'''
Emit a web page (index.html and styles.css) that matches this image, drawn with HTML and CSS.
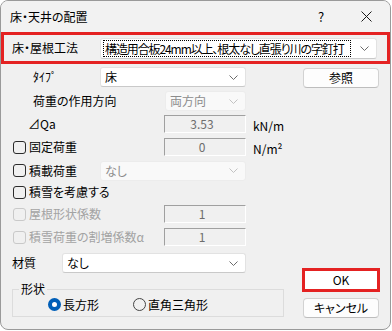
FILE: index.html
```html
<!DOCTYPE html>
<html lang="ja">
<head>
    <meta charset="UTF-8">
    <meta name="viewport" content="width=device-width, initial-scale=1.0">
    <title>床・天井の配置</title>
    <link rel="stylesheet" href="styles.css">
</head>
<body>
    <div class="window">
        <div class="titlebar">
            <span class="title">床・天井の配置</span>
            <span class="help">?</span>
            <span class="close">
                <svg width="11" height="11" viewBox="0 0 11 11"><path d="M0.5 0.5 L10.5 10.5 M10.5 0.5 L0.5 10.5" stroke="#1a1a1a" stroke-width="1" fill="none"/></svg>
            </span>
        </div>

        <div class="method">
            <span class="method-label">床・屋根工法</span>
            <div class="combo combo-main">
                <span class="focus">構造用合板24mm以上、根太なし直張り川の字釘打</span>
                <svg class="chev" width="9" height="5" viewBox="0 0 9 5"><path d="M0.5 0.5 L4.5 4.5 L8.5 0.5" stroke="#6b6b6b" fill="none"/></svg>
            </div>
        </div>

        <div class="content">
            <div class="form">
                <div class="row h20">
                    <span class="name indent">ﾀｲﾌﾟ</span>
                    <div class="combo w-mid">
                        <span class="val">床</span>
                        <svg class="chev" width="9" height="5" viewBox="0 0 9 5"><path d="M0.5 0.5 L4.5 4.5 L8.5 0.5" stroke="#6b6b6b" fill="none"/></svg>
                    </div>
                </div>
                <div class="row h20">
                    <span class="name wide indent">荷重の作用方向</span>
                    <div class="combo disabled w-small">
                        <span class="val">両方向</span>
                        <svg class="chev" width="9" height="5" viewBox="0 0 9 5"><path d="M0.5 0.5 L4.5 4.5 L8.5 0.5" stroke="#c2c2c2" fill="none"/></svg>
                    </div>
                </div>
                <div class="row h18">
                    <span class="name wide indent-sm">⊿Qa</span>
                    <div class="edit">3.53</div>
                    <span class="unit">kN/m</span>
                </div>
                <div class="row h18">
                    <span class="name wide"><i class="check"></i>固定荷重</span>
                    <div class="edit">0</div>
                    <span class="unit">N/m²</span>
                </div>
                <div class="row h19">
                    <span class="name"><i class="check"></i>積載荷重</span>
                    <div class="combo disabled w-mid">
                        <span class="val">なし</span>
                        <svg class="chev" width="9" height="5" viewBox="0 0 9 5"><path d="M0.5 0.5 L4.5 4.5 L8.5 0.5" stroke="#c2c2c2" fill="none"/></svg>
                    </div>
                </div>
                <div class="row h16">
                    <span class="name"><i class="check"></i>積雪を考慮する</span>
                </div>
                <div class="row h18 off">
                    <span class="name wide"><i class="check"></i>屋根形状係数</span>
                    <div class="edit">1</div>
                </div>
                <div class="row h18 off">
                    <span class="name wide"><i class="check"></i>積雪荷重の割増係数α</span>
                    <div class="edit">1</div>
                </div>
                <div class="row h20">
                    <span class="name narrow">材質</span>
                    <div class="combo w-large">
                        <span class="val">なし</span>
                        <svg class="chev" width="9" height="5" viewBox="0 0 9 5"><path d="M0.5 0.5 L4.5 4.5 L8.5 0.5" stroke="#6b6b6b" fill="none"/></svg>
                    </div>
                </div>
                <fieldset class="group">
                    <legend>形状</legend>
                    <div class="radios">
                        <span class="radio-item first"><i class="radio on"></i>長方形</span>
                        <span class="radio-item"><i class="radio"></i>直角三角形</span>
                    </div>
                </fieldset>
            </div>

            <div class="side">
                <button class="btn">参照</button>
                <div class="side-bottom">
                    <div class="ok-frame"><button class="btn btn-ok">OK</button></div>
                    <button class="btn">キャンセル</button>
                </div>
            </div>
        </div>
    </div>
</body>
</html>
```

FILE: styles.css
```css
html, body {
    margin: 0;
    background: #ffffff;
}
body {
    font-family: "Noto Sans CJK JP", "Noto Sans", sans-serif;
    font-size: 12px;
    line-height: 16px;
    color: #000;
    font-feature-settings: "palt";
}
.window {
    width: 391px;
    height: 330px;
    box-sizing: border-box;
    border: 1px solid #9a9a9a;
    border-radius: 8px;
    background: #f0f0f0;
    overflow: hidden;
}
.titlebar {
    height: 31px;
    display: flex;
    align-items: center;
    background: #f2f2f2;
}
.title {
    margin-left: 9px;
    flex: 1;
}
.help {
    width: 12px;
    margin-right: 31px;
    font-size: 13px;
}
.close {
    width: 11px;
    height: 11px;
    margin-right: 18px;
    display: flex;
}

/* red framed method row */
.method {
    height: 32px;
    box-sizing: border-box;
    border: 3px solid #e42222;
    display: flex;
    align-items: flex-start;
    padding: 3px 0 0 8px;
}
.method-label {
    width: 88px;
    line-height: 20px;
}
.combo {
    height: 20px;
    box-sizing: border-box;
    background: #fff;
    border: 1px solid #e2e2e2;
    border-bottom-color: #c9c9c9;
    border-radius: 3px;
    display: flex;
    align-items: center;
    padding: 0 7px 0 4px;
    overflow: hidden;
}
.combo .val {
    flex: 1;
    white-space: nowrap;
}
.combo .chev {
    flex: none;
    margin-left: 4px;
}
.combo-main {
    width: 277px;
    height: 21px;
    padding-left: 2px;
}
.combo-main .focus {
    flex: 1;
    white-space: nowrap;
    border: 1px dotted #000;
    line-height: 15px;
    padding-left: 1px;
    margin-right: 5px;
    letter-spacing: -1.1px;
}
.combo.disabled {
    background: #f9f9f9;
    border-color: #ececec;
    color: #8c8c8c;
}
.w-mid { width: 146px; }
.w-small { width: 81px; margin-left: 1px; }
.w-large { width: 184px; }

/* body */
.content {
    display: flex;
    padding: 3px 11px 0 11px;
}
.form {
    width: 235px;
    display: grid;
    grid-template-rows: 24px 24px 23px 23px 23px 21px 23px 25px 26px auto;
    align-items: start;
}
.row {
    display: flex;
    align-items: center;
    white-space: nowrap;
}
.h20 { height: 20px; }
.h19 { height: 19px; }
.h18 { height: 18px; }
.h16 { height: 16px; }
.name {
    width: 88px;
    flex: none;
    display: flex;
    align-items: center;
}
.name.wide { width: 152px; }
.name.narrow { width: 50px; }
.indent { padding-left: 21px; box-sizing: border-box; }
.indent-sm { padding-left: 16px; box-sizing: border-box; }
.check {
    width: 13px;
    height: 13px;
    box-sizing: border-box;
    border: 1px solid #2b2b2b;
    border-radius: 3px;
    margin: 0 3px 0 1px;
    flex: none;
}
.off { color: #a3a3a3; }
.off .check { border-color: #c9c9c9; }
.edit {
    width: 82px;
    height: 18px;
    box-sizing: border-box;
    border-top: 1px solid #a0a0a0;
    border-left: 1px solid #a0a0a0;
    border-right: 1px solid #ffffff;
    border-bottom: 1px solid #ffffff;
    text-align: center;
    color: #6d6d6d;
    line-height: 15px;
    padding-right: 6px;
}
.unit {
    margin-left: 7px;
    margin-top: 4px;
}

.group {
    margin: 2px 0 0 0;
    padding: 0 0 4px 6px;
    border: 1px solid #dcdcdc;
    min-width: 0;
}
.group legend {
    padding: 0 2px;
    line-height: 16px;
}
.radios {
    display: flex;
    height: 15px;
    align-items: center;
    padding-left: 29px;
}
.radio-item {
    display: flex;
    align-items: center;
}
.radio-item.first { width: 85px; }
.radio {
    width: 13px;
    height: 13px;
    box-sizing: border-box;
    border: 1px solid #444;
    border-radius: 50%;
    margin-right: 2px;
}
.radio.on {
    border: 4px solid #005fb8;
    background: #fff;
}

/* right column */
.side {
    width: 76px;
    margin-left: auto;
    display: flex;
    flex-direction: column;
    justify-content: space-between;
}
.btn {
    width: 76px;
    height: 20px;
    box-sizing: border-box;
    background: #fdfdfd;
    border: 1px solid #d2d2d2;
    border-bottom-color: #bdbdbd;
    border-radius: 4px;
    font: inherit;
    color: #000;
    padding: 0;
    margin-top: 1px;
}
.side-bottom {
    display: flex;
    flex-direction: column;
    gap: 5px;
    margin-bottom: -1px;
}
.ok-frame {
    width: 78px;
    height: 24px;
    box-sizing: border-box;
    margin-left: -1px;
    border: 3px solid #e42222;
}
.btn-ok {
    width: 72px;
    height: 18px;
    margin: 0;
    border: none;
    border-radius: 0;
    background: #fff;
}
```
'''
» **Exercise aim**
Output a single number: how many lines contain the word "styles".

» **Result for this task**
3